Chucha Barber, Chief Financial Officer of the of the Mary Brogan Museum, discusses the status of the painting "Christ Carrying the Cross Dragged by Rogue" by Italian Renaissance artist Girolamo Romano on Thursday September 8, 2011, in Tallahassee, Fla. U.S. authorities have ordered a Tallahassee museum to hold onto a nearly 500-year-old Italian painting of Christ carrying the Cross because it is believed to have been stolen by the Nazis from a Jewish family during World War II. The painting will now stay in the museum until at least November as the United States and Italy try to resolve questions about the painting's ownership. AP Photo/Steve Cannon.

TALLAHASSEE (AP).- A Florida museum said it has been ordered to temporarily hang onto a borrowed 16th Century Italian painting of Christ holding the cross, as U.S. and Italian authorities seek to resolve questions of ownership amid claims the work had been stolen from a Jewish family in World War II.

The Baroque painting was one of 50 works lent by a famous Milan museum to the Mary Brogan Museum of Art & Science in Tallahassee. The work was part of a display in the museum from March until earlier this month.

The museum's chief executive officer Chucha Barber said she was instructed by the U.S. Attorney's office in July to retain the painting until the ownership issues were resolved.

"My initial reaction was that this was an important opportunity for the Brogan museum to do the right thing and help the government determine the rightful ownership," Barber said.

On Thursday, the museum put back on display the painting, "Christ Carrying the Cross Dragged by a Rogue" by Girolamo Romano. The Tallahassee Democrat (http://bit.ly/p092sL) first reported that federal authorities had ordered the painting to remain in the United States while matters are settled.

The painting was part of a $30 million exhibition of Baroque paintings from the Pinacoteca di Brera museum in Milan. The painting is believed to date to around 1538 and it was purchased by Gentili di Giuseppe in 1914 during an auction in Paris. Di Giuseppe, who worked for the Italian government, died in 1940 shortly after the Nazis occupied France.

The painting is believed to been among 155 works auctioned off by the French Vichy government in 1941 to pay off debts. But members of his Jewish family who fled the country because of the Nazi occupation have said the sale was illegal.

Barber said that U.S. Attorney Pamela Marsh personally called her and informed her about the possible problems surrounding the painting. Marsh did not respond to a request for comment Thursday.

There was no immediate response from the Milan museum to an email sent Thursday by The Associated Press seeking comment. A telephone message left with the Italian consulate in Miami was not immediately returned.
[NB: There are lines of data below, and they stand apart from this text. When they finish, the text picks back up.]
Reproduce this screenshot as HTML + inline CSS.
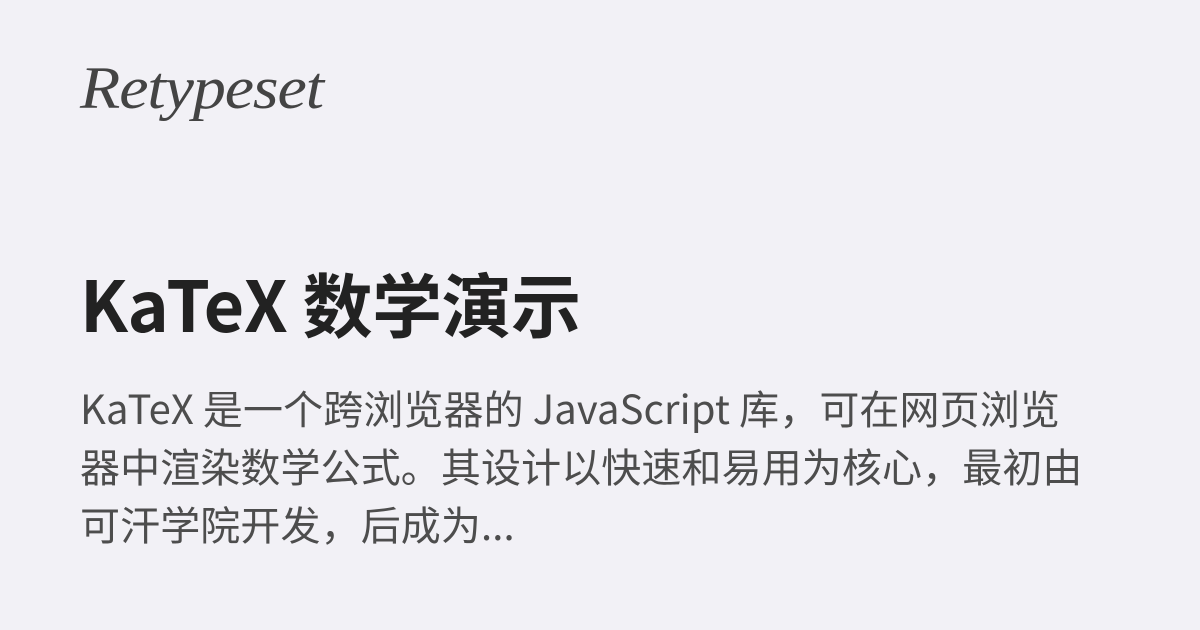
<!DOCTYPE html>
<html><head><meta charset="utf-8"><style>
html,body{margin:0;padding:0}
body{width:1200px;height:630px;background:#f2f1f6;position:relative;overflow:hidden;font-family:"Noto Sans CJK SC","Liberation Sans",sans-serif}
.logo{position:absolute;left:80px;top:54px;font-family:"Liberation Serif",serif;font-style:italic;font-size:60px;color:#444;letter-spacing:-1px;transform:scaleX(1.1);transform-origin:left}
h1{position:absolute;left:80px;top:253px;margin:0;font-size:70px;font-weight:700;color:#222;line-height:100px;letter-spacing:-0.5px}
p{position:absolute;left:80px;top:378px;margin:0;width:1100px;font-size:40px;line-height:58px;color:#4d4d4d;letter-spacing:0.1px}
</style></head><body>
<div class="logo">Retypeset</div>
<h1>KaTeX 数学演示</h1>
<p>KaTeX 是一个跨浏览器的 JavaScript 库，可在网页浏览<br>器中渲染数学公式。其设计以快速和易用为核心，最初由<br>可汗学院开发，后成为...</p>
</body></html>
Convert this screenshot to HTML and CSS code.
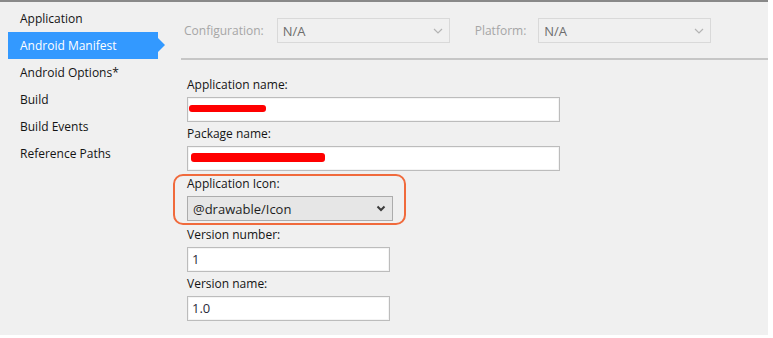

Barber said since July there have been a series of conversations between authorities and the two museums that resulted in a decision to keep the painting in the United States until at least November.

Back in 2000, two American museums reached settlements with the heirs of Di Giuseppe that allowed those museums to keep two pieces of artwork that were in their collections. A French court in 1999 returned five paintings to the family from the Louvre museum in Paris.

In 2008, the American Association of Museums released guidelines for museums to follow to avoid acquiring artifacts that may have been illegally exported. Museums including the Metropolitan Museum of Art in New York and the J. Paul Getty Museum in Los Angeles have agreed in recent years to return artifacts to Italy that the Italian government says were looted or stolen.